British athletics clubs are the breeding ground and pathway for all of our
international athletes and through them have come every single British medallist
and world record holders since athletics has been organised.
February 2010 may well go down as a defining moment when
athletic clubs finally began to succumb to the effect of falling numbers in both
athletes and volunteers. While the athletic stock is well below the levels of a
decade ago the most critical area is that of volunteer coaches, team managers
and in particular officials who between them maintain and develop a continuous
stock of athletic talent.
It has long been recognised that many of the leading athletic
clubs are sustained by a handful of ageing officials many of whom are now old
age pensioners. Some clubs have been fortunate enough to find younger officials
but the majority are not so fortunate. This month has brought several cases of
clubs who have been unequal to the struggle and have reduced activities or in
one case disbanded altogether.
Here are some examples:
Redhill and Surrey Beagles AC, who can trace their roots
back 79 years, voted last week to disband due to lack of personnel able to
continue operations. The club was financially strong and will distribute its
cash assets to four local clubs. Over the years it has produced a number of
excellent track and field athletes as well as good road and cross country. Its
home track at Battlebridge will in all probability be closed.
Border Harriers, have at this same moment in time
announced their decision to withdraw from membership of the British Athletics
League. As recently as 2005 Border were in the Premiership of the BAL and was
one of the top 10 clubs in the Country, flying the flag for the North West of
England. In recent years they have struggled to find anybody willing to take on
the task of senior men’s track and field team manager. This problem has
bedevilled them over recent years and in 2009 they failed to register Higher
Competition Athletes by the end of March deadline. As a result their
performances suffered and they were relegated to Division 2 of the BAL. The fact
that they fulfilled their 2009 obligations was due to a previous team manager
coming out of retirement to support them.
Border’s decision to withdraw from the BAL is a bold and
sensible one. The alternative would be a lingering and costly decline.

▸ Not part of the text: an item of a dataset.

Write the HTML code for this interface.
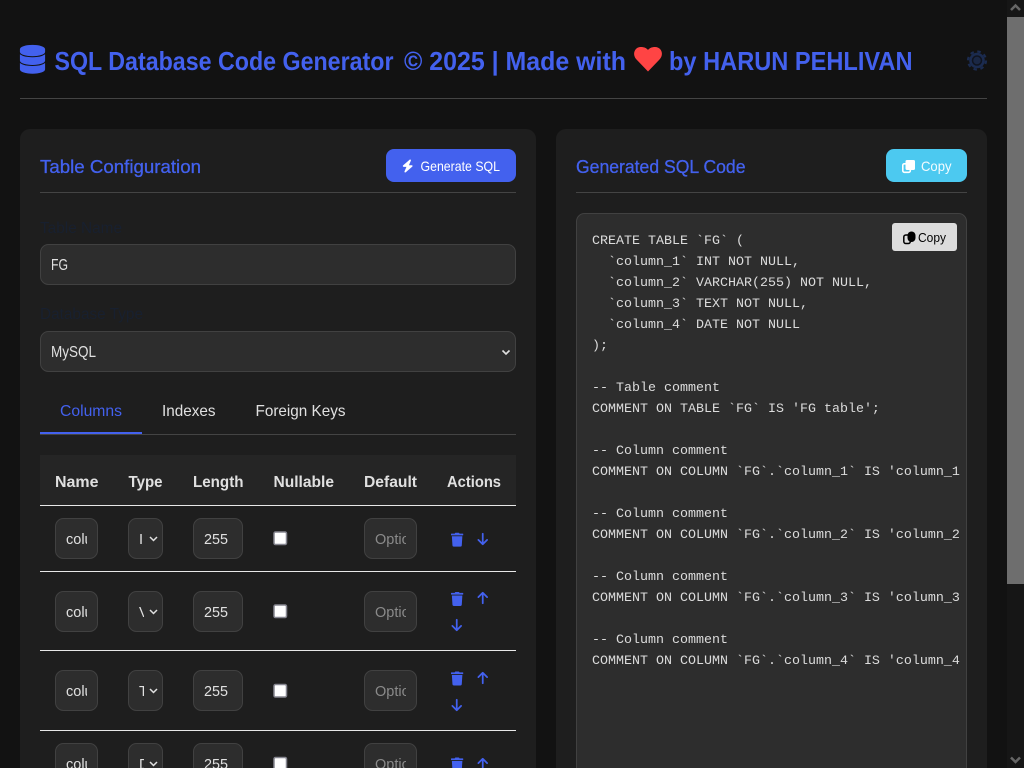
<!DOCTYPE html>
<html lang="en">
<head>
<meta charset="utf-8">
<title>SQL Database Code Generator</title>
<style>
html,body{margin:0;padding:0;width:1024px;height:768px;overflow:hidden;background:#121212}
svg{display:block}
text{font-family:"Liberation Sans",sans-serif;white-space:pre}
.h{font-weight:700;font-size:26px;fill:#4361ee}
.ct{font-size:18px;fill:#4361ee;stroke:#4361ee;stroke-width:.3}
.btn{font-size:14px;fill:#fff}
.lb{font-size:16px;fill:#18202f}
.v{font-size:15.500px;fill:#e0e0e0}
.tab{font-size:16px;fill:#e0e0e0}
.th{font-size:16px;font-weight:700;fill:#e0e0e0}
.c{font-size:14.500px;fill:#e0e0e0}
.o{font-size:14.500px;fill:#8a8a8a}
.code text{font-family:"Liberation Mono",monospace;font-size:13.330px;fill:#dcdcdc}
.in{fill:#2d2d2d;stroke:#414141;stroke-width:1}
.bl{fill:#4361ee}
.cb{fill:#fff;stroke:#85858f;stroke-width:1.500}
</style>
</head>
<body>
<svg width="1024" height="768" viewBox="0 0 1024 768" xmlns="http://www.w3.org/2000/svg">
<defs>
<path id="trash" d="M432 32H312l-9.400-18.700A24 24 0 0 0 281.100 0H166.800a23.720 23.720 0 0 0-21.400 13.300L136 32H16A16 16 0 0 0 0 48v32a16 16 0 0 0 16 16h416a16 16 0 0 0 16-16V48a16 16 0 0 0-16-16zM53.200 467a48 48 0 0 0 47.900 45h245.800a48 48 0 0 0 47.900-45L416 128H32z"/>
<path id="down" d="M169.400 470.600c12.500 12.500 32.800 12.500 45.300 0l160-160c12.500-12.500 12.500-32.800 0-45.300s-32.800-12.500-45.300 0L224 370.800 224 64c0-17.700-14.300-32-32-32s-32 14.300-32 32l0 306.700L54.600 265.400c-12.500-12.500-32.800-12.500-45.300 0s-12.500 32.800 0 45.300l160 160z"/>
<path id="up" d="M214.600 41.400c-12.500-12.500-32.800-12.500-45.300 0l-160 160c-12.500 12.500-12.500 32.800 0 45.300s32.800 12.500 45.300 0L160 141.200V448c0 17.700 14.300 32 32 32s32-14.300 32-32V141.200L329.400 246.600c12.500 12.500 32.800 12.500 45.300 0s12.500-32.800 0-45.300l-160-160z"/>
<clipPath id="cc"><rect x="576" y="213" width="384" height="555"/></clipPath>
<clipPath id="n"><rect x="66" y="500" width="21" height="290"/></clipPath>
<clipPath id="t"><rect x="139" y="500" width="5" height="290"/></clipPath>
<clipPath id="d"><rect x="375" y="500" width="31" height="290"/></clipPath>
</defs>

<rect width="1024" height="768" fill="#121212"/>

<!-- Scrollbar -->
<rect x="1007" y="0" width="17" height="768" fill="#161616"/>
<rect x="1007" y="17" width="17" height="567" fill="#6e6e6e"/>
<path d="M1011 10l4.500-4.500 4.500 4.500" fill="none" stroke="#666" stroke-width="2.500"/>
<path d="M1011 757.500l4.500 4.500 4.500-4.500" fill="none" stroke="#666" stroke-width="2.500"/>

<!-- Header -->
<path class="bl" stroke="#4361ee" stroke-width="14" transform="translate(20.300 45.300) scale(.0545 .0548)" d="M448 73.143v45.714C448 159.143 347.667 192 224 192S0 159.143 0 118.857V73.143C0 32.857 100.333 0 224 0s224 32.857 224 73.143zM448 176v102.857C448 319.143 347.667 352 224 352S0 319.143 0 278.857V176c48.125 33.143 136.208 48.572 224 48.572S399.874 209.143 448 176zm0 160v102.857C448 479.143 347.667 512 224 512S0 479.143 0 438.857V336c48.125 33.143 136.208 48.572 224 48.572S399.874 369.143 448 336z"/>
<text class="h" x="54.500" y="70" textLength="339" lengthAdjust="spacingAndGlyphs">SQL Database Code Generator</text>
<text class="h" x="404" y="70" textLength="222" lengthAdjust="spacingAndGlyphs">© 2025 | Made with</text>
<path fill="#ff4444" d="M648 71.500L636.500 59.500C632 55 634 47 641 47C644 47 646.500 48 648 50C649.500 48 652 47 655 47C662 47 664 55 659.500 59.500Z"/>
<text class="h" x="669" y="70" textLength="243.500" lengthAdjust="spacingAndGlyphs">by HARUN PEHLIVAN</text>
<g>
<circle cx="977" cy="60.500" r="7.800" fill="#1b2b4f"/>
<circle cx="977" cy="60.500" r="9" fill="none" stroke="#1b2b4f" stroke-width="2.200" stroke-dasharray="3.500 3.569"/>
<circle cx="977" cy="60.500" r="4.500" fill="#1a2744" stroke="#10141f" stroke-width="1.500"/>
</g>
<rect x="20" y="98" width="967" height="1" fill="#444"/>

<!-- Cards -->
<rect x="20" y="129" width="516" height="680" rx="10" fill="#1e1e1e"/>
<rect x="556" y="129" width="431" height="680" rx="10" fill="#1e1e1e"/>

<!-- Left card header -->
<text class="ct" x="40" y="173" textLength="161" lengthAdjust="spacingAndGlyphs">Table Configuration</text>
<rect x="386" y="149" width="130" height="33" rx="8" fill="#4361ee"/>
<path fill="#fff" transform="translate(402 159.500) scale(.0254)" d="M349.400 44.600c5.900-13.700 1.500-29.700-10.600-38.500s-28.600-8-39.900 1.800l-256 224c-10 8.800-13.600 22.900-8.900 35.300S50.700 288 64 288H175.500L98.600 467.400c-5.900 13.700-1.500 29.700 10.600 38.500s28.600 8 39.900-1.800l256-224c10-8.800 13.600-22.900 8.900-35.300s-16.600-20.700-30-20.700H272.500L349.400 44.600z"/>
<text class="btn" x="420.500" y="171" textLength="79.500" lengthAdjust="spacingAndGlyphs">Generate SQL</text>
<rect x="40" y="192" width="476" height="1" fill="#444"/>

<!-- Form -->
<text class="lb" x="40" y="233" textLength="82" lengthAdjust="spacingAndGlyphs">Table Name</text>
<rect class="in" x="40.500" y="244.500" width="475" height="40" rx="8"/>
<text class="v" x="51" y="270" textLength="17" lengthAdjust="spacingAndGlyphs">FG</text>
<text class="lb" x="40" y="319" textLength="103" lengthAdjust="spacingAndGlyphs">Database Type</text>
<rect class="in" x="40.500" y="331.500" width="475" height="40" rx="8"/>
<text class="v" x="51" y="357" textLength="45" lengthAdjust="spacingAndGlyphs">MySQL</text>
<path d="M502.500 350.500l3.500 3.500 3.500-3.500" fill="none" stroke="#e0e0e0" stroke-width="1.600"/>

<!-- Tabs -->
<text class="tab" x="60" y="416" textLength="62" lengthAdjust="spacingAndGlyphs" style="fill:#4361ee">Columns</text>
<text class="tab" x="162" y="416" textLength="53.500" lengthAdjust="spacingAndGlyphs">Indexes</text>
<text class="tab" x="255.500" y="416" textLength="90" lengthAdjust="spacingAndGlyphs">Foreign Keys</text>
<rect x="40" y="434" width="476" height="1" fill="#444"/>
<rect x="40" y="432" width="102" height="2" fill="#4361ee"/>

<!-- Table head -->
<rect x="40" y="455" width="476" height="50" fill="#252525"/>
<text class="th" x="55" y="487" textLength="43.500" lengthAdjust="spacingAndGlyphs">Name</text>
<text class="th" x="128.500" y="487" textLength="34" lengthAdjust="spacingAndGlyphs">Type</text>
<text class="th" x="193" y="487" textLength="50.500" lengthAdjust="spacingAndGlyphs">Length</text>
<text class="th" x="273.500" y="487" textLength="60.500" lengthAdjust="spacingAndGlyphs">Nullable</text>
<text class="th" x="364" y="487" textLength="53" lengthAdjust="spacingAndGlyphs">Default</text>
<text class="th" x="447" y="487" textLength="54" lengthAdjust="spacingAndGlyphs">Actions</text>
<rect x="40" y="505" width="476" height="1" fill="#e8e8e8"/>
<rect x="40" y="571" width="476" height="1" fill="#e8e8e8"/>
<rect x="40" y="650" width="476" height="1" fill="#e8e8e8"/>
<rect x="40" y="730" width="476" height="1" fill="#e8e8e8"/>

<!-- Row 1 -->
<g>
<rect class="in" x="55.500" y="518.500" width="42" height="40" rx="8"/>
<rect class="in" x="128.500" y="518.500" width="34" height="40" rx="8"/>
<rect class="in" x="193.500" y="518.500" width="49" height="40" rx="8"/>
<rect class="in" x="364.500" y="518.500" width="52" height="40" rx="8"/>
<rect class="cb" x="274" y="532" width="12.500" height="12.500" rx="1.500"/>
<text class="c" x="66" y="544" clip-path="url(#n)">column_1</text>
<text class="c" x="139" y="544" clip-path="url(#t)">INT</text>
<path d="M150 537l3.500 3.500 3.500-3.500" fill="none" stroke="#e0e0e0" stroke-width="1.500"/>
<text class="c" x="204" y="544" textLength="24" lengthAdjust="spacingAndGlyphs">255</text>
<text class="o" x="375" y="544" clip-path="url(#d)">Optional</text>
<use href="#trash" class="bl" transform="translate(451 532.700) scale(.0273)"/>
<use href="#down" class="bl" transform="translate(477.500 532) scale(.0273)"/>
</g>

<!-- Row 2 -->
<g>
<rect class="in" x="55.500" y="591.500" width="42" height="40" rx="8"/>
<rect class="in" x="128.500" y="591.500" width="34" height="40" rx="8"/>
<rect class="in" x="193.500" y="591.500" width="49" height="40" rx="8"/>
<rect class="in" x="364.500" y="591.500" width="52" height="40" rx="8"/>
<rect class="cb" x="274" y="605" width="12.500" height="12.500" rx="1.500"/>
<text class="c" x="66" y="617" clip-path="url(#n)">column_2</text>
<text class="c" x="139" y="617" clip-path="url(#t)">VARCHAR</text>
<path d="M150 610l3.500 3.500 3.500-3.500" fill="none" stroke="#e0e0e0" stroke-width="1.500"/>
<text class="c" x="204" y="617" textLength="24" lengthAdjust="spacingAndGlyphs">255</text>
<text class="o" x="375" y="617" clip-path="url(#d)">Optional</text>
<use href="#trash" class="bl" transform="translate(451 592) scale(.0273)"/>
<use href="#up" class="bl" transform="translate(477.500 591) scale(.0273)"/>
<use href="#down" class="bl" transform="translate(451.500 618) scale(.0273)"/>
</g>

<!-- Row 3 -->
<g>
<rect class="in" x="55.500" y="670.500" width="42" height="40" rx="8"/>
<rect class="in" x="128.500" y="670.500" width="34" height="40" rx="8"/>
<rect class="in" x="193.500" y="670.500" width="49" height="40" rx="8"/>
<rect class="in" x="364.500" y="670.500" width="52" height="40" rx="8"/>
<rect class="cb" x="274" y="684.500" width="12.500" height="12.500" rx="1.500"/>
<text class="c" x="66" y="696" clip-path="url(#n)">column_3</text>
<text class="c" x="139" y="696" clip-path="url(#t)">TEXT</text>
<path d="M150 689l3.500 3.500 3.500-3.500" fill="none" stroke="#e0e0e0" stroke-width="1.500"/>
<text class="c" x="204" y="696" textLength="24" lengthAdjust="spacingAndGlyphs">255</text>
<text class="o" x="375" y="696" clip-path="url(#d)">Optional</text>
<use href="#trash" class="bl" transform="translate(451 671.500) scale(.0273)"/>
<use href="#up" class="bl" transform="translate(477.500 671) scale(.0273)"/>
<use href="#down" class="bl" transform="translate(451.500 698) scale(.0273)"/>
</g>

<!-- Row 4 -->
<g>
<rect class="in" x="55.500" y="743.500" width="42" height="40" rx="8"/>
<rect class="in" x="128.500" y="743.500" width="34" height="40" rx="8"/>
<rect class="in" x="193.500" y="743.500" width="49" height="40" rx="8"/>
<rect class="in" x="364.500" y="743.500" width="52" height="40" rx="8"/>
<rect class="cb" x="274" y="757.500" width="12.500" height="12.500" rx="1.500"/>
<text class="c" x="66" y="769" clip-path="url(#n)">column_4</text>
<text class="c" x="139" y="769" clip-path="url(#t)">DATE</text>
<path d="M150 762l3.500 3.500 3.500-3.500" fill="none" stroke="#e0e0e0" stroke-width="1.500"/>
<text class="c" x="204" y="769" textLength="24" lengthAdjust="spacingAndGlyphs">255</text>
<text class="o" x="375" y="769" clip-path="url(#d)">Optional</text>
<use href="#trash" class="bl" transform="translate(451 757.500) scale(.0273)"/>
<use href="#up" class="bl" transform="translate(477.500 757) scale(.0273)"/>
</g>

<!-- Right card -->
<text class="ct" x="576" y="173" textLength="169.500" lengthAdjust="spacingAndGlyphs">Generated SQL Code</text>
<rect x="886" y="149" width="81" height="33" rx="8" fill="#4cc9f0"/>
<rect x="902.800" y="163.800" width="7.500" height="8.500" rx="1.500" fill="none" stroke="#fff" stroke-width="1.600"/>
<rect x="905.500" y="160" width="9.500" height="10" rx="1.500" fill="#fff"/>
<text class="btn" x="921" y="171" textLength="30.500" lengthAdjust="spacingAndGlyphs" style="fill:#f2fbfe">Copy</text>
<rect x="576" y="192" width="391" height="1" fill="#444"/>

<rect class="in" x="576.500" y="213.500" width="390" height="600" rx="8"/>
<g class="code" clip-path="url(#cc)">
<text x="592" y="244">CREATE TABLE `FG` (</text>
<text x="608" y="265">`column_1` INT NOT NULL,</text>
<text x="608" y="286">`column_2` VARCHAR(255) NOT NULL,</text>
<text x="608" y="307">`column_3` TEXT NOT NULL,</text>
<text x="608" y="328">`column_4` DATE NOT NULL</text>
<text x="592" y="349">);</text>
<text x="592" y="391">-- Table comment</text>
<text x="592" y="412">COMMENT ON TABLE `FG` IS 'FG table';</text>
<text x="592" y="454">-- Column comment</text>
<text x="592" y="475">COMMENT ON COLUMN `FG`.`column_1` IS 'column_1 comment';</text>
<text x="592" y="517">-- Column comment</text>
<text x="592" y="538">COMMENT ON COLUMN `FG`.`column_2` IS 'column_2 comment';</text>
<text x="592" y="580">-- Column comment</text>
<text x="592" y="601">COMMENT ON COLUMN `FG`.`column_3` IS 'column_3 comment';</text>
<text x="592" y="643">-- Column comment</text>
<text x="592" y="664">COMMENT ON COLUMN `FG`.`column_4` IS 'column_4 comment';</text>
</g>

<!-- Inner copy button -->
<rect x="892" y="223" width="65" height="28" rx="3" fill="#dcdcdc"/>
<rect x="903.800" y="235" width="6.500" height="8.500" rx="2" fill="none" stroke="#000" stroke-width="1.500"/>
<rect x="907.500" y="231.500" width="8" height="10.500" rx="4" fill="#000"/>
<text x="918" y="242" font-size="13.300" fill="#000" textLength="28" lengthAdjust="spacingAndGlyphs">Copy</text>
</svg>
</body>
</html>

Rugby and Northampton AC, too, appear to be reducing
their activities as they will not continue to enter a team in the UK Women’s
Athletics League in 2010. This is a well organised large club with a good
complement of well qualified officials. However reluctance of some key athletes
to undertake the travel commitments necessary in National League competition saw
Rugby and Northampton AC relegated into Division 3, which has culminated in a
decision by the club to withdraw from the UKWAL.
ABAC Comment. Anyone involved with grass roots athletics
will not be surprised by these events. Many more clubs will have to take tough
decisions as to whether they can keep going in the next few years as older track
and field officials, team managers and coaches retire and fewer senior athletes
remain.
ABAC contends the powers that have controlled our sport over
the last 12 years have been deliberately blind to the true state of our sport.
There has been a mass delusion perpetrated that the sport has more active
athletes, more active coaches and more active officials than in reality exist.
Recent feel-good, costly, and subjective surveys by the
quangos have not identified the real problems as to why there is a massive drop
off in the sport from the over 18’s (which continues to decline through to the
late 20’s) together with a decrease in senior standards when this is the crucial
age group that supplies our international and Olympic teams.
ABAC calls for a proper independent and expert analysis of
the true state of our sport. We ask Sport England to commission a truly unbiased
analysis of athletics over recent years with the aim of quantifying objectively
where we are.
The "feel good" media department of the National Governing
Body, UKA Ltd., (a private limited company, set up and funded by the
government’s quango, UK Sport, unelected and wholly unaccountable to the sport
it was remitted to run) has spun promotional blarney which purports to show a
thriving sport when in fact it is dying.
The road running boom that still continues has been used by
UK Athletics to deliberately conceal the parlous state of track and field
athletics. UKA's deception seems to have been swallowed by Sport England who
seem blissfully unaware of the true state of mainstream athletics.
Many consider that the athletics network initiative is an
attempt by England Athletics to bring about de facto mergers of the shrinking
track and field clubs.
It is difficult to understand why road running receives any
government funding at all. The sport is very prosperous and the participants,
mostly 30+ are largely comparatively wealthy.
This rose tinted view must be put to one side and an
independent audit should be immediately carried out before we enter the last two
crucial years prior to London’s Olympic Games.